#### [WHAT THE TASK ASKS]
Compute how many lines in the entries below contain "that", and output nothing but the number.

#### [TASK INPUTS]
+--
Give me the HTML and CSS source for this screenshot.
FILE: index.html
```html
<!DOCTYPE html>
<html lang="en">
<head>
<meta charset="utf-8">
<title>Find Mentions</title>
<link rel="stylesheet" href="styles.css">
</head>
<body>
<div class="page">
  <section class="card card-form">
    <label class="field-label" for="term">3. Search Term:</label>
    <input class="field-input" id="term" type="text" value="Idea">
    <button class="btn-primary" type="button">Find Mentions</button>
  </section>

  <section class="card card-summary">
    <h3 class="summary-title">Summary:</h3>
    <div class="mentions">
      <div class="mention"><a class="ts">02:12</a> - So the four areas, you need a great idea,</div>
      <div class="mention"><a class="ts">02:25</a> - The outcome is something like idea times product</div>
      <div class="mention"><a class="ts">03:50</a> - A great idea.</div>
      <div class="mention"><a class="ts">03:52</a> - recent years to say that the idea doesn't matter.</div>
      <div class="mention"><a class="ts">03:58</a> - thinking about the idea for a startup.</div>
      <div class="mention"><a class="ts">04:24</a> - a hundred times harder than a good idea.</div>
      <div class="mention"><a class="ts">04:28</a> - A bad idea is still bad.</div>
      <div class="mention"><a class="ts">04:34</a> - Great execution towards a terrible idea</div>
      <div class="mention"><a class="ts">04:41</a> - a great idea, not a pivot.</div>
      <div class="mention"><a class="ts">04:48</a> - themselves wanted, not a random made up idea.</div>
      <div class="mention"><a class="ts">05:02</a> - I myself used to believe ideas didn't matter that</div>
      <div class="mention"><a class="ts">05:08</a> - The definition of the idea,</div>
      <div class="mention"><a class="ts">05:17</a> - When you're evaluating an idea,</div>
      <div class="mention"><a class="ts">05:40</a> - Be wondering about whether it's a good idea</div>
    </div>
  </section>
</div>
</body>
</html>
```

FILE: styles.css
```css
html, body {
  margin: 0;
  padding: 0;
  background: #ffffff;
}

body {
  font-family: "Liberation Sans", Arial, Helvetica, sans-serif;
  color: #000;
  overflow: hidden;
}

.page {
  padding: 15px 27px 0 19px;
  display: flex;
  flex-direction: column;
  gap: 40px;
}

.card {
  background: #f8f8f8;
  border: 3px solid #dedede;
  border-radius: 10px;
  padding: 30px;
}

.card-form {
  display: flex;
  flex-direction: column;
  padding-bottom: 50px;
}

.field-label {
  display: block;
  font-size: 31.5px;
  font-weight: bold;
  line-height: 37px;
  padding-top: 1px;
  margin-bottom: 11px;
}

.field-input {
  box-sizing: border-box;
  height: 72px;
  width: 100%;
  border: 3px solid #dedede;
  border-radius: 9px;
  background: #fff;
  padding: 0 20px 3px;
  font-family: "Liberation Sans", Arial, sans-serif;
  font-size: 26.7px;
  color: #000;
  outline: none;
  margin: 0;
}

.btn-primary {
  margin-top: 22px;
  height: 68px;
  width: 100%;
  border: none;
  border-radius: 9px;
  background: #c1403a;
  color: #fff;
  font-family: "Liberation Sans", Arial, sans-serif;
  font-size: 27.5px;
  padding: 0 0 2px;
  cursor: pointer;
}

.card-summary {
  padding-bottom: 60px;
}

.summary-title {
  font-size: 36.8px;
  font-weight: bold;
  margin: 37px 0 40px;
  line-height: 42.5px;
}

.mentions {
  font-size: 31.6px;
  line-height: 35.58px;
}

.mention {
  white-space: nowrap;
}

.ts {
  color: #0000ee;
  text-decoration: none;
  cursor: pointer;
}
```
+--
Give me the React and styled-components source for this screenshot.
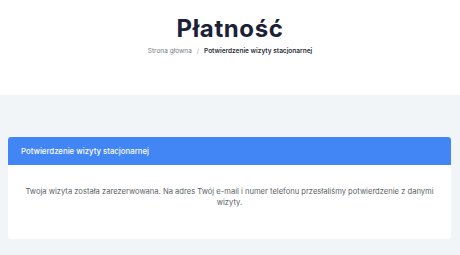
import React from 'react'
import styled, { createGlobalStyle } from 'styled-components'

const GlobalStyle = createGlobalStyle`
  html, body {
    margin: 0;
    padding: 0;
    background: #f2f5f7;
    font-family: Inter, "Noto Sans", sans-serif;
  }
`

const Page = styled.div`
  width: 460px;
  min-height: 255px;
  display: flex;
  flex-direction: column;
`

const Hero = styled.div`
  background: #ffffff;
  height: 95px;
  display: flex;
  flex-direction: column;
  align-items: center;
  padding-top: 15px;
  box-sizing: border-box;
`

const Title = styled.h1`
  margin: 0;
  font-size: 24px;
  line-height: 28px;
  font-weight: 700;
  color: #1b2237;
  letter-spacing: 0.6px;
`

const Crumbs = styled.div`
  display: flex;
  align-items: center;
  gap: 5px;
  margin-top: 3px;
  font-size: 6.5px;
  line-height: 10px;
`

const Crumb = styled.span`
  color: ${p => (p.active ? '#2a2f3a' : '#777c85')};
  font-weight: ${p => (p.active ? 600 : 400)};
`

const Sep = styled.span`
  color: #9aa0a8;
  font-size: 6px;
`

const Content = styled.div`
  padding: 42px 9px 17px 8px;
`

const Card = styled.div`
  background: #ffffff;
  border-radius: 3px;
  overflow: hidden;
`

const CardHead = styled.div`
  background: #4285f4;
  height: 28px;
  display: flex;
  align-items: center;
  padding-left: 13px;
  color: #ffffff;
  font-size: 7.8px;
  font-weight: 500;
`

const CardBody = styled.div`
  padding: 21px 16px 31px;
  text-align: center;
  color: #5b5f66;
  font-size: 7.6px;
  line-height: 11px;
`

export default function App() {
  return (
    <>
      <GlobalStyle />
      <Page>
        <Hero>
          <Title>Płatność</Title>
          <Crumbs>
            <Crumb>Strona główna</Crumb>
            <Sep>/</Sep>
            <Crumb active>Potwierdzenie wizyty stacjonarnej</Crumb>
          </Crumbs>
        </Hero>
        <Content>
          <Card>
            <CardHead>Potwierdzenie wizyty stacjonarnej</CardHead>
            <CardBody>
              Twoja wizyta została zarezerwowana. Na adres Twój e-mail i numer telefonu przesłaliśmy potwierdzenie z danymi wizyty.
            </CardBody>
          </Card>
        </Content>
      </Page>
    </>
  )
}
+--
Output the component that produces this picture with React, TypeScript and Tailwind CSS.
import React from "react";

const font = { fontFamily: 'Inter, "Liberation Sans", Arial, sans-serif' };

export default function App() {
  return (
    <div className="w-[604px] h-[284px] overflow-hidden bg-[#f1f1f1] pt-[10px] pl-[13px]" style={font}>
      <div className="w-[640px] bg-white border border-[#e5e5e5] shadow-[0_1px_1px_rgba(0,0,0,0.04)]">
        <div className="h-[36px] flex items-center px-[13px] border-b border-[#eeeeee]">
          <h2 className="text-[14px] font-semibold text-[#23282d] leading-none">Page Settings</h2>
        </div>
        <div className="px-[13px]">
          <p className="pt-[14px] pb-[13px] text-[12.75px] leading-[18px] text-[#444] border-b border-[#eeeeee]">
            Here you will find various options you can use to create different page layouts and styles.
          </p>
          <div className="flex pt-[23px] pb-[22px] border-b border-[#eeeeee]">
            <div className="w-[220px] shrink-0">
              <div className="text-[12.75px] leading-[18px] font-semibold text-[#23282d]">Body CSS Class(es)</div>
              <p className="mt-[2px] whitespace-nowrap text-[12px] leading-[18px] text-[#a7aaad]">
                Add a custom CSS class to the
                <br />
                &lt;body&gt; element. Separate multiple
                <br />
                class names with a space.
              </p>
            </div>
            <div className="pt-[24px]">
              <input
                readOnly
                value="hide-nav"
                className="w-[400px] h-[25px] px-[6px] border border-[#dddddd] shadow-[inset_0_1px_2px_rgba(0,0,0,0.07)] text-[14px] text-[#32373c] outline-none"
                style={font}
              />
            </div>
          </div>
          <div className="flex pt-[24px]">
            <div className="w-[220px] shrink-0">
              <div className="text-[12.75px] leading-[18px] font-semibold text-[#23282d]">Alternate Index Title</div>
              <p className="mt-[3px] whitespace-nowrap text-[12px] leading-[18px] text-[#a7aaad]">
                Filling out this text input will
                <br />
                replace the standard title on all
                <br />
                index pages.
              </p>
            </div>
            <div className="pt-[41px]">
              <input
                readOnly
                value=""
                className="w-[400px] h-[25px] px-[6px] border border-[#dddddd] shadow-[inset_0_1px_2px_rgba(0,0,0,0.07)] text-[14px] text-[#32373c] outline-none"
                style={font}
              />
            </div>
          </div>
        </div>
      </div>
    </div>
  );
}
+--
#### [PROBLEM SOLUTION]
3